- Location: 36°48′25″N 10°9′2″E﻿ / ﻿36.80694°N 10.15056°E Tunis, Tunisia
- Date: 27 June 2019
- Target: Soldiers; military personnel
- Attack type: Suicide bombings
- Weapons: Bomb
- Deaths: 2 (+2)
- Injured: 8
- Perpetrator: Islamic State

= 2019 Tunis bombings =

2019 bombings in Tunis, Tunisia

The 2019 Tunis bombings occurred on 27 June 2019, when two suicide bombers detonated their explosives in two areas of Tunis, Tunisia, killing a police officer and wounding nine other people. The Islamic State claimed responsibility.

==Attack==
The first suicide bombing happened near the French embassy on Charles de Gaulle street in Tunis. The attacker targeted a police patrol killing one officer and injuring four including another officer and three civilians. The second attack happened when the bomber blew up at a national guard base in al-Qarjani district of Tunis.

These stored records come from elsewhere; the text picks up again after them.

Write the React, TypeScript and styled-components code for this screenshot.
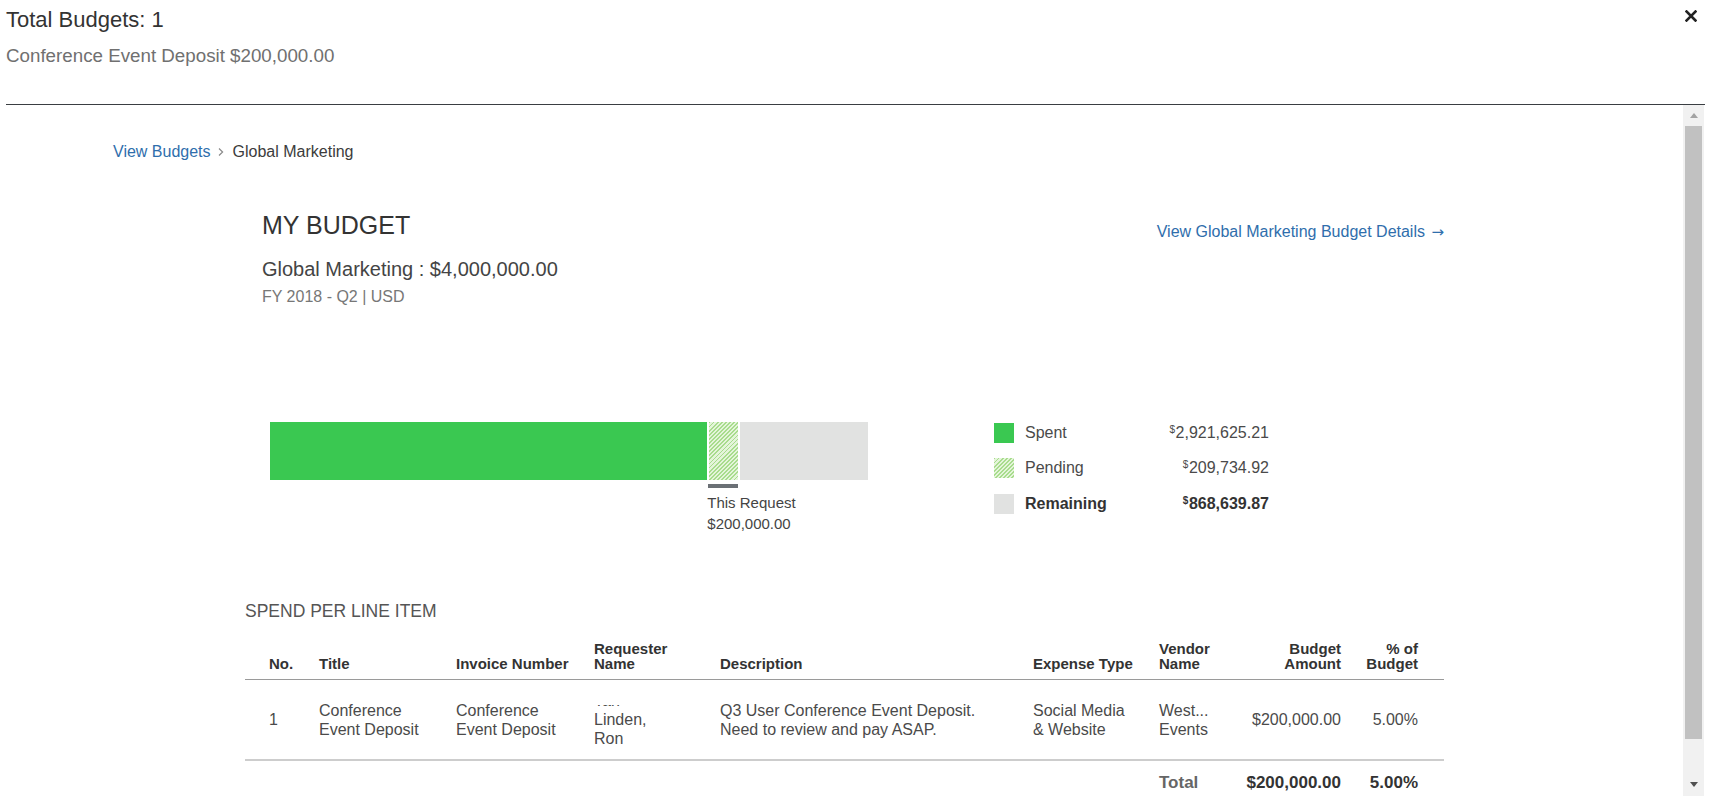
import React from "react";
import styled, { createGlobalStyle, css } from "styled-components";

const GlobalStyle = createGlobalStyle`
  html, body { margin: 0; padding: 0; background: #fff; }
  body {
    font-family: "Liberation Sans", Arial, Helvetica, sans-serif;
    color: #333;
  }
  * { box-sizing: border-box; }
`;

const BLUE = "#2f6eac";

const Modal = styled.div`
  height: 805px;
  display: flex;
  flex-direction: column;
  padding: 0 7px 9px 6px;
  overflow: hidden;
`;

const Header = styled.header`
  flex-shrink: 0;
  height: 104px;
  display: flex;
  justify-content: space-between;
  align-items: flex-start;
  padding: 7px 8px 0 0;
`;

const HeaderText = styled.div`
  display: flex;
  flex-direction: column;
`;

const ModalTitle = styled.h1`
  margin: 0;
  font-size: 22px;
  line-height: 26px;
  font-weight: normal;
  color: #333;
`;

const ModalSubtitle = styled.div`
  margin-top: 10.5px;
  font-size: 18.75px;
  line-height: 24px;
  color: #707070;
`;

const CloseButton = styled.button`
  margin-top: 3px;
  padding: 0;
  border: 0;
  background: none;
  cursor: pointer;
  svg { display: block; }
`;

const Body = styled.div`
  flex: 1;
  min-height: 0;
  display: flex;
  border-top: 1px solid #3a3e42;
`;

const Viewport = styled.div`
  flex: 1;
  min-width: 0;
  overflow: hidden;
  padding-top: 36.5px;
`;

const Breadcrumb = styled.nav`
  display: flex;
  align-items: center;
  padding-left: 107px;
  height: 20px;
  font-size: 16px;
  line-height: 20px;
`;

const CrumbLink = styled.a`
  color: ${BLUE};
  text-decoration: none;
`;

const CrumbSep = styled.span`
  display: flex;
  margin: 0 9px 0 7px;
  svg { display: block; }
`;

const CrumbCurrent = styled.span`
  color: #3c3c3c;
`;

const Column = styled.div`
  width: 1199px;
  margin: 0 auto;
`;

const BudgetSection = styled.section`
  padding-left: 17px;
`;

const BudgetHead = styled.div`
  display: flex;
  justify-content: space-between;
  align-items: flex-start;
  margin-top: 48.3px;
`;

const SectionTitle = styled.h2`
  margin: 0;
  font-size: 25px;
  line-height: 30px;
  font-weight: normal;
  color: #333;
`;

const DetailsLink = styled.a`
  margin-top: 12px;
  font-size: 16px;
  line-height: 20px;
  color: ${BLUE};
  text-decoration: none;
`;

const LinkArrow = styled.span`
  font-family: "DejaVu Sans", sans-serif;
  font-size: 15px;
  margin-left: 2px;
`;

const BudgetName = styled.div`
  margin-top: 15px;
  font-size: 20px;
  line-height: 24px;
  color: #444;
`;

const Period = styled.div`
  margin-top: 6px;
  font-size: 16px;
  line-height: 20px;
  color: #777;
`;

const ChartRow = styled.div`
  display: flex;
  align-items: flex-start;
  margin-top: 114.8px;
  padding-left: 8px;
`;

const BarBlock = styled.div`
  width: 598px;
  flex-shrink: 0;
`;

const Bar = styled.div`
  display: flex;
  height: 58px;
`;

type Kind = "spent" | "pending" | "remaining";

const fills: Record<Kind, ReturnType<typeof css>> = {
  spent: css`
    background: #3ac851;
  `,
  pending: css`
    background: repeating-linear-gradient(
      135deg,
      #a8dc8d 0px,
      #a8dc8d 1.3px,
      #e4f5da 1.3px,
      #e4f5da 2.9px
    );
  `,
  remaining: css`
    background: #e1e2e1;
  `,
};

const Segment = styled.div<{ $kind: Kind; $first?: boolean }>`
  height: 100%;
  ${(p) => fills[p.$kind]}
  background-clip: content-box;
  border-left: ${(p) => (p.$first ? "0" : "2px solid #fff")};
`;

const RequestMarker = styled.div`
  margin-top: 4px;
  height: 4.5px;
  background: #6b7075;
`;

const RequestNote = styled.div`
  margin-top: 3.5px;
  font-size: 15px;
  line-height: 21px;
  color: #444;
  white-space: nowrap;
`;

const Legend = styled.ul`
  list-style: none;
  margin: 1px 0 0 126px;
  padding: 0;
  width: 275px;
  display: flex;
  flex-direction: column;
  gap: 15.5px;
`;

const LegendRow = styled.li<{ $strong?: boolean }>`
  display: flex;
  align-items: center;
  height: 20px;
  font-size: 16px;
  color: ${(p) => (p.$strong ? "#333" : "#4a4a4a")};
  font-weight: ${(p) => (p.$strong ? "bold" : "normal")};
`;

const Swatch = styled.span<{ $kind: Kind }>`
  width: 20px;
  height: 20px;
  flex-shrink: 0;
  ${(p) => fills[p.$kind]}
`;

const LegendLabel = styled.span`
  margin-left: 11px;
  flex: 1;
`;

const LegendValue = styled.span`
  text-align: right;
`;

const Currency = styled.sup`
  font-size: 10px;
  vertical-align: 5px;
  line-height: 0;
  margin-right: 0.5px;
`;

const SpendTitle = styled.h3`
  margin: 66.7px 0 0;
  font-size: 17.5px;
  line-height: 22px;
  font-weight: normal;
  color: #555;
`;

const Table = styled.table`
  margin-top: 19px;
  width: 100%;
  table-layout: fixed;
  border-collapse: collapse;
`;

type Align = "left" | "right";

const HeadCell = styled.th<{ $align: Align; $pl: number; $pr: number }>`
  text-align: ${(p) => p.$align};
  vertical-align: bottom;
  padding: 0 ${(p) => p.$pr}px 8px ${(p) => p.$pl}px;
  font-size: 15px;
  line-height: 15px;
  font-weight: bold;
  color: #333;
  border-bottom: 1px solid #9a9a9a;
`;

const Cell = styled.td<{ $align: Align; $pl: number; $pr: number; $flush?: boolean }>`
  text-align: ${(p) => p.$align};
  vertical-align: middle;
  padding: ${(p) => (p.$flush ? 0 : 20.5)}px ${(p) => p.$pr}px
    ${(p) => (p.$flush ? 0 : 20.5)}px ${(p) => p.$pl}px;
  font-size: 16px;
  line-height: 19px;
  color: #4a4a4a;
  border-bottom: 2px solid #cdcdcd;
`;

const TotalCell = styled.td<{ $align: Align; $pl: number; $pr: number; $muted?: boolean }>`
  text-align: ${(p) => p.$align};
  vertical-align: top;
  padding: 12px ${(p) => p.$pr}px 14px ${(p) => p.$pl}px;
  font-size: 17px;
  line-height: 20px;
  font-weight: bold;
  white-space: nowrap;
  color: ${(p) => (p.$muted ? "#666" : "#333")};
`;

const NameClip = styled.div`
  margin-top: 13px;
  width: 80px;
  height: 43px;
  overflow: hidden;
  display: flex;
  flex-direction: column;
  justify-content: flex-end;
`;

const ScrollTrack = styled.div`
  width: 21px;
  margin-right: 1px;
  flex-shrink: 0;
  background: #f1f1f1;
  display: flex;
  flex-direction: column;
`;

const ScrollButton = styled.div`
  height: 21px;
  flex-shrink: 0;
  display: flex;
  align-items: center;
  justify-content: center;
`;

const Arrow = styled.span<{ $dir: "up" | "down"; $active?: boolean }>`
  width: 0;
  height: 0;
  border-left: 4.5px solid transparent;
  border-right: 4.5px solid transparent;
  ${(p) =>
    p.$dir === "up"
      ? css`border-bottom: 5px solid ${p.$active ? "#505050" : "#a3a3a3"};`
      : css`border-top: 5px solid ${p.$active ? "#505050" : "#a3a3a3"};`}
  margin-top: ${(p) => (p.$dir === "down" ? "-3px" : "0")};
`;

const ScrollThumb = styled.div`
  margin: 0 2px;
  height: 613px;
  background: #c1c1c1;
`;

const ScrollRest = styled.div`
  flex: 1;
`;

const budget = {
  total: 4000000,
  spent: 2921625.21,
  pending: 209734.92,
  remaining: 868639.87,
  request: 200000,
};

const pct = (v: number) => (v / budget.total) * 100;
const fmt = (v: number) =>
  v.toLocaleString("en-US", { minimumFractionDigits: 2, maximumFractionDigits: 2 });

const columns: { label: React.ReactNode; width: number; align: Align; pl: number; pr: number }[] = [
  { label: "No.", width: 62, align: "left", pl: 24, pr: 0 },
  { label: "Title", width: 137, align: "left", pl: 12, pr: 12 },
  { label: "Invoice Number", width: 138, align: "left", pl: 12, pr: 8 },
  { label: <>Requester<br />Name</>, width: 126, align: "left", pl: 12, pr: 12 },
  { label: "Description", width: 313, align: "left", pl: 12, pr: 12 },
  { label: "Expense Type", width: 126, align: "left", pl: 12, pr: 10 },
  { label: <>Vendor<br />Name</>, width: 88, align: "left", pl: 12, pr: 12 },
  { label: <>Budget<br />Amount</>, width: 118, align: "right", pl: 6, pr: 12 },
  { label: <>% of<br />Budget</>, width: 91, align: "right", pl: 12, pr: 26 },
];

const row: React.ReactNode[] = [
  "1",
  "Conference Event Deposit",
  "Conference Event Deposit",
  null,
  "Q3 User Conference Event Deposit. Need to review and pay ASAP.",
  "Social Media & Website",
  "West... Events",
  "$200,000.00",
  "5.00%",
];

const totals: (string | null)[] = [null, null, null, null, null, null, "Total", "$200,000.00", "5.00%"];

const legend: { kind: Kind; label: string; value: number; strong?: boolean }[] = [
  { kind: "spent", label: "Spent", value: budget.spent },
  { kind: "pending", label: "Pending", value: budget.pending },
  { kind: "remaining", label: "Remaining", value: budget.remaining, strong: true },
];

export default function App() {
  const spentPct = pct(budget.spent);
  return (
    <>
      <GlobalStyle />
      <Modal>
        <Header>
          <HeaderText>
            <ModalTitle>Total Budgets: 1</ModalTitle>
            <ModalSubtitle>Conference Event Deposit $200,000.00</ModalSubtitle>
          </HeaderText>
          <CloseButton aria-label="Close">
            <svg width="12" height="12" viewBox="0 0 12 12">
              <path d="M1.5 1.5L10.5 10.5M10.5 1.5L1.5 10.5" stroke="#222" strokeWidth="2.6" strokeLinecap="square" />
            </svg>
          </CloseButton>
        </Header>
        <Body>
          <Viewport>
            <Breadcrumb>
              <CrumbLink href="#">View Budgets</CrumbLink>
              <CrumbSep>
                <svg width="6" height="10" viewBox="0 0 6 10">
                  <path d="M1 1.5L4.6 5L1 8.5" fill="none" stroke="#8a8a8a" strokeWidth="1.2" />
                </svg>
              </CrumbSep>
              <CrumbCurrent>Global Marketing</CrumbCurrent>
            </Breadcrumb>
            <Column>
              <BudgetSection>
                <BudgetHead>
                  <SectionTitle>MY BUDGET</SectionTitle>
                  <DetailsLink href="#">
                    View Global Marketing Budget Details <LinkArrow>→</LinkArrow>
                  </DetailsLink>
                </BudgetHead>
                <BudgetName>Global Marketing : $4,000,000.00</BudgetName>
                <Period>FY 2018 - Q2 | USD</Period>
                <ChartRow>
                  <BarBlock>
                    <Bar>
                      <Segment $kind="spent" $first style={{ width: `${spentPct}%` }} />
                      <Segment $kind="pending" style={{ width: `${pct(budget.pending)}%` }} />
                      <Segment $kind="remaining" style={{ width: `${pct(budget.remaining)}%` }} />
                    </Bar>
                    <RequestMarker
                      style={{ marginLeft: `calc(${spentPct}% + 1px)`, width: `${pct(budget.request)}%` }}
                    />
                    <RequestNote style={{ marginLeft: `calc(${spentPct}% + 0.5px)` }}>
                      This Request
                      <br />${fmt(budget.request)}
                    </RequestNote>
                  </BarBlock>
                  <Legend>
                    {legend.map((l) => (
                      <LegendRow key={l.label} $strong={l.strong}>
                        <Swatch $kind={l.kind} />
                        <LegendLabel>{l.label}</LegendLabel>
                        <LegendValue>
                          <Currency>$</Currency>
                          {fmt(l.value)}
                        </LegendValue>
                      </LegendRow>
                    ))}
                  </Legend>
                </ChartRow>
              </BudgetSection>
              <SpendTitle>SPEND PER LINE ITEM</SpendTitle>
              <Table>
                <colgroup>
                  {columns.map((c, i) => (
                    <col key={i} style={{ width: c.width }} />
                  ))}
                </colgroup>
                <thead>
                  <tr>
                    {columns.map((c, i) => (
                      <HeadCell key={i} $align={c.align} $pl={c.pl} $pr={c.pr}>
                        {c.label}
                      </HeadCell>
                    ))}
                  </tr>
                </thead>
                <tbody>
                  <tr>
                    {columns.map((c, i) =>
                      i === 3 ? (
                        <Cell key={i} $align={c.align} $pl={c.pl} $pr={c.pr} $flush>
                          <NameClip>
                            <span>Tan</span>
                            <span>Linden,</span>
                            <span>Ron</span>
                          </NameClip>
                        </Cell>
                      ) : (
                        <Cell key={i} $align={c.align} $pl={c.pl} $pr={c.pr}>
                          {row[i]}
                        </Cell>
                      )
                    )}
                  </tr>
                  <tr>
                    {columns.map((c, i) => (
                      <TotalCell key={i} $align={c.align} $pl={c.pl} $pr={c.pr} $muted={i === 6}>
                        {totals[i]}
                      </TotalCell>
                    ))}
                  </tr>
                </tbody>
              </Table>
            </Column>
          </Viewport>
          <ScrollTrack>
            <ScrollButton>
              <Arrow $dir="up" />
            </ScrollButton>
            <ScrollThumb />
            <ScrollRest />
            <ScrollButton>
              <Arrow $dir="down" $active />
            </ScrollButton>
          </ScrollTrack>
        </Body>
      </Modal>
    </>
  );
}
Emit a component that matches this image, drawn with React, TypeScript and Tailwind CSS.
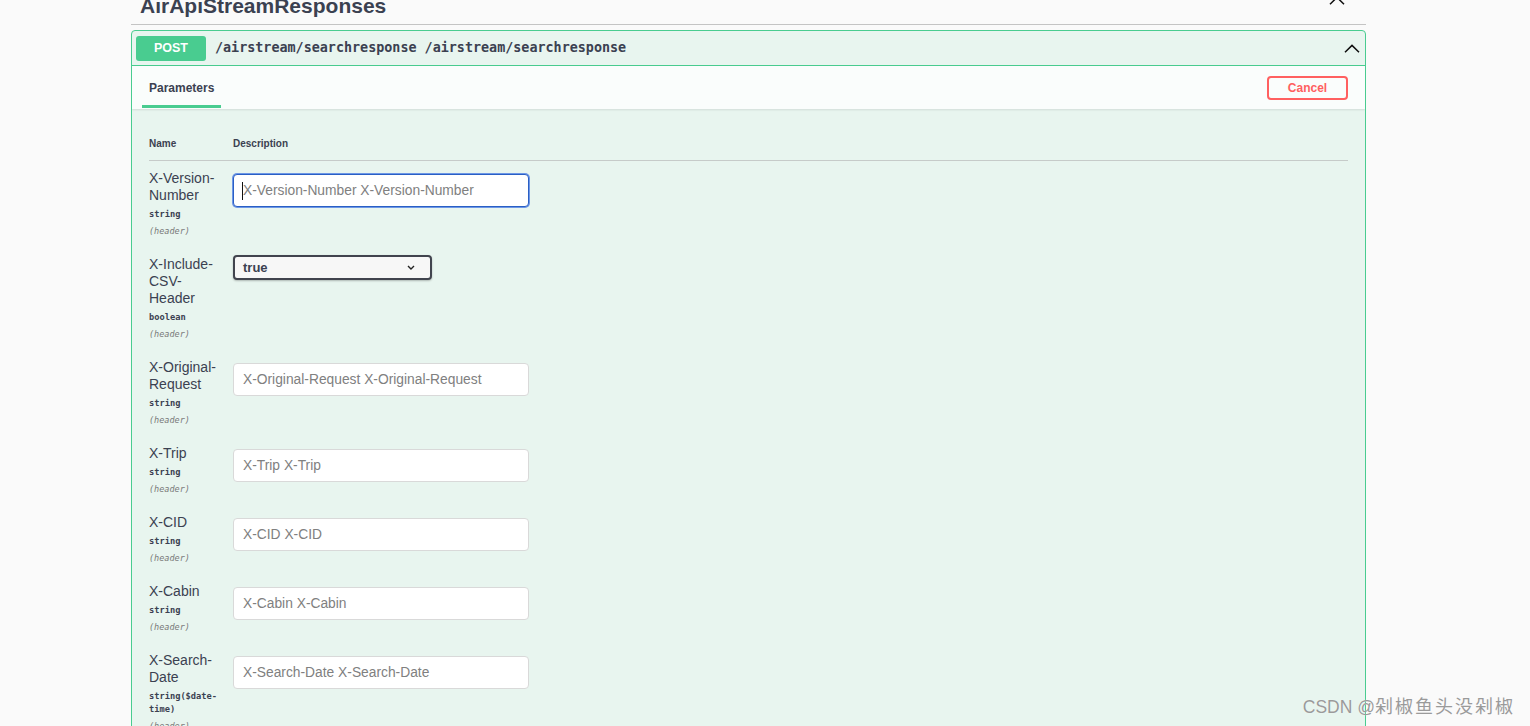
import React from 'react';

type Param = {
  name: string;
  type: string;
  kind?: 'input' | 'select';
  focused?: boolean;
};

const params: Param[] = [
  { name: 'X-Version-Number', type: 'string', focused: true },
  { name: 'X-Include-CSV-Header', type: 'boolean', kind: 'select' },
  { name: 'X-Original-Request', type: 'string' },
  { name: 'X-Trip', type: 'string' },
  { name: 'X-CID', type: 'string' },
  { name: 'X-Cabin', type: 'string' },
  { name: 'X-Search-Date', type: 'string($date-time)' },
];

const sans = "font-['Liberation_Sans',Arial,sans-serif]";
const mono = "font-['DejaVu_Sans_Mono',monospace]";

function Chevron({ className }: { className?: string }) {
  return (
    <svg width="16" height="9" viewBox="0 0 16 9" className={className}>
      <polyline points="1,8.2 8,1.4 15,8.2" fill="none" stroke="#111" strokeWidth="1.5" />
    </svg>
  );
}

function ParamRow({ p }: { p: Param }) {
  return (
    <div className="flex py-[8px]">
      <div className="w-[84px] shrink-0 pr-[12px]">
        <div className="text-[14px] leading-[17px] text-[#3b4151]">{p.name}</div>
        <div className={`${mono} mt-[4px] text-[8.7px] leading-[13px] font-semibold text-[#3b4151]`}>
          {p.type}
        </div>
        <div className={`${mono} mt-[2px] text-[8.5px] leading-[17px] italic text-[#7a7a7a]`}>
          (header)
        </div>
      </div>
      <div className="flex-1">
        {p.kind === 'select' ? (
          <div className="-mt-[1px] flex h-[25px] w-[199px] items-center justify-between rounded-[4px] border-2 border-[#41444e] bg-[#f7f7f7] pl-[8px] pr-[15px] shadow-[0_1px_2px_rgba(0,0,0,0.25)]">
            <span className="text-[13px] font-bold text-[#3b4151]">true</span>
            <svg width="8" height="5" viewBox="0 0 8 5">
              <polyline points="1,1 4,4 7,1" fill="none" stroke="#222" strokeWidth="1.4" />
            </svg>
          </div>
        ) : (
          <div className="relative mt-[4px] w-[296px]">
            <input
              readOnly
              placeholder={`${p.name} ${p.name}`}
              className={`h-[33px] w-full rounded-[4px] border bg-white px-[9px] text-[13.8px] text-[#3b4151] outline-none placeholder:text-[#808080] ${sans} ${
                p.focused ? 'border-[#2a5fc4] ring-1 ring-[#6d97e6]' : 'border-[#d9d9d9]'
              }`}
            />
            {p.focused && (
              <span className="absolute left-[9px] top-[8px] h-[18px] w-px bg-[#111]" />
            )}
          </div>
        )}
      </div>
    </div>
  );
}

export default function App() {
  return (
    <div className={`relative h-[726px] overflow-hidden bg-[#fafafa] ${sans}`}>
      <div className="ml-[131px] w-[1235px]">
        {/* section header, scrolled partly out of view */}
        <div className="-mt-[5px] flex items-end justify-between border-b border-[#c4c4c4] pb-[8px] pl-[9px]">
          <h3 className="text-[21px] leading-[21px] font-bold text-[#3b4151]">AirApiStreamResponses</h3>
          <Chevron className="mr-[21px] self-start mt-[1px]" />
        </div>

        <div className="mt-[5px] overflow-hidden rounded-[4px] border border-[#49cc90] bg-[#e8f5ef]">
          <div className="flex h-[35px] items-center border-b border-[#49cc90] px-[4px]">
            <span className="flex h-[25px] w-[70px] items-center justify-center rounded-[3px] bg-[#49cc90] text-[12.5px] font-bold text-white">
              POST
            </span>
            <span className={`${mono} ml-[9px] flex-1 text-[13.4px] font-semibold text-[#3b4151]`}>
              /airstream/searchresponse /airstream/searchresponse
            </span>
            <Chevron className="mr-[1px]" />
          </div>

          <div className="flex h-[43px] items-center justify-between bg-white/80 pl-[10px] pr-[17px] shadow-[0_1px_2px_rgba(0,0,0,0.1)]">
            <div className="relative flex h-full items-center px-[7px]">
              <span className="text-[12px] font-bold text-[#3b4151]">Parameters</span>
              <span className="absolute bottom-[1px] left-0 right-0 h-[3px] bg-[#49cc90]" />
            </div>
            <button className="h-[24px] w-[81px] rounded-[4px] border-2 border-[#ff6060] bg-transparent text-[12px] font-bold text-[#ff6060]">
              Cancel
            </button>
          </div>

          <div className="px-[17px] pt-[29px] pb-[20px]">
            <div className="flex border-b border-[#c6cbc9] pb-[10px] text-[10px] leading-[12px] font-bold text-[#3b4151]">
              <span className="w-[84px]">Name</span>
              <span>Description</span>
            </div>
            <div className="pt-[1px]">
              {params.map((p) => (
                <ParamRow key={p.name} p={p} />
              ))}
            </div>
          </div>
        </div>
      </div>

      <div className="absolute bottom-[6px] right-[15px] flex items-baseline text-[#9a9a9a] [text-shadow:0_0_1px_rgba(255,255,255,0.8)]">
        <span className="text-[17.5px]">CSDN @</span>
        <span className="font-['Noto_Sans_CJK_SC',sans-serif] text-[18px] tracking-[2px]">剁椒鱼头没剁椒</span>
      </div>
    </div>
  );
}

Later in that day, the Islamic State claimed responsibility. The attack took place the same day Beji Caid Essebsi was taken to the hospital in critical condition for a serious health condition, and a day after a four year anniversary of a mass shooting attack at two Sousse hotels.

==Security measures==
As a result of these attacks, on 5 July 2019, Tunisian Prime Minister Youssef Chahed banned the wearing of the niqab – a full-face veil – in public institutions with immediate effect, citing security reasons. The decision came at a time of heightened security in the country. The attack was the third such incident within a week and came at the peak of tourist season as Tunisia prepared for an autumn parliamentary election.